So what I’ve done is I’ve trained the developers to conduct these interviews. I’ve trained engineers and architects, you know information architects. The designers do it, they love it. But not because they’re going to replace research, but because they have to understand what is this data they’re receiving. Paul just gave me a phrase after doing months of research, which I’m lying. That’s a huge luxury; we only have weeks. But after doing lots of research, he comes back to us with a set of a handful of phrases like what could that mean? For me, as someone who was coding a program, well turns out, it can mean a lot. As a matter of fact, it could change a lot of the decisions you make while you’re building something because you may make a choice that doesn’t get the person to that end state. Because it was hard, because you’ve never done it before. Because you’ve been serving meatloaf for lunch every day and the audience is vegan.
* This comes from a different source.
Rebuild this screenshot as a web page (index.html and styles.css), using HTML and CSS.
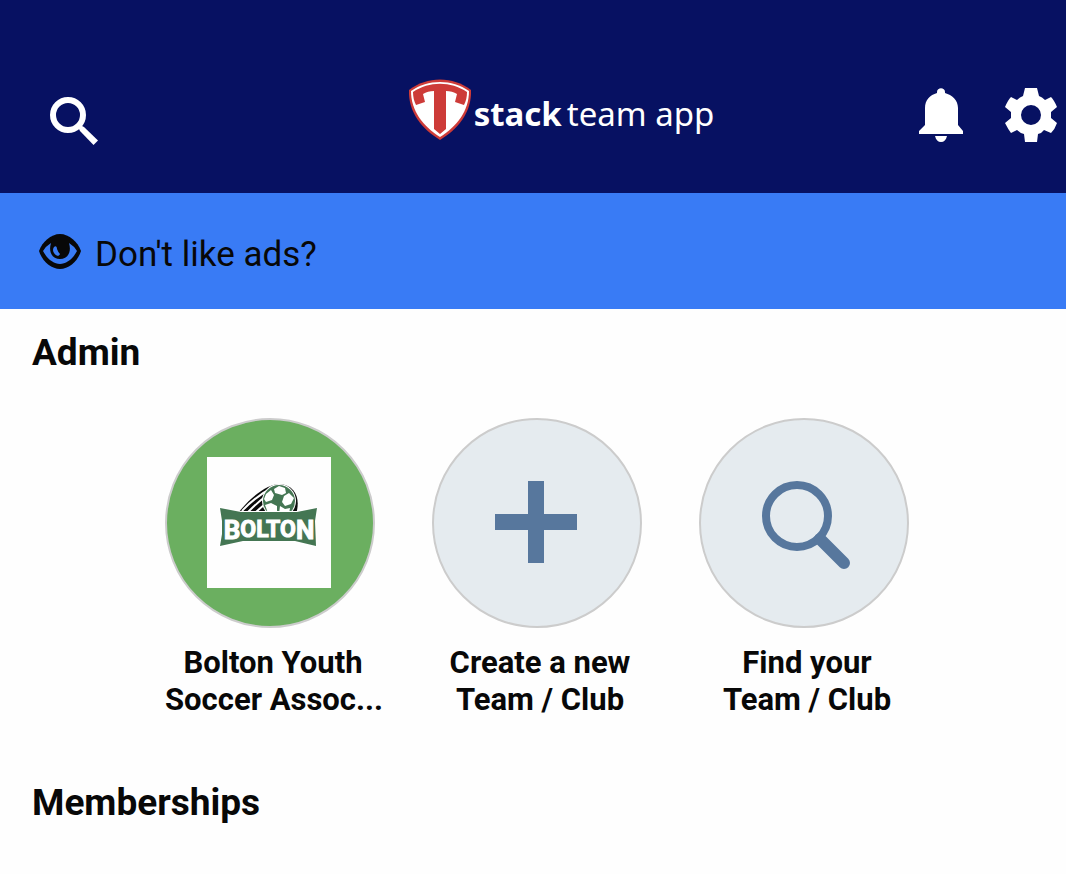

So there’s a real need to have everyone understand what data really is. It’s not a chart. It’s actually a phrase, and that is I think the sea change that’s happening. We’re seeing a lot, we’re hearing a lot about it. People are writing about it, but the implementation of it is hard. People look to organizations like mine and teams like mine to learn it. And the only way I was able to make a fast conversion into it and to lean into it and to figure out how to implement it and operationalize it, is because I studied psychology, right. But I studied a program that looked at things deeply and looked at things from a human behavioral standpoint, and that gave me the advantage of having this extra layer to the way that I was already literally trained to think. That’s kind of where we are. The industry is catching up. You’re starting to see it everywhere, which brings me nothing but joy because I know it’s going to be better for the humans in the end. But finding someone with that experience is hard, so what I’ve done is I find someone with the spirit, the excitement, someone I could talk to and be with. It doesn’t even have to be that, but you know someone who actually gets the ideas. Everything else is trainable through experience and through having the right tool set and then the right support. That’s the way we’re building those people now on our team.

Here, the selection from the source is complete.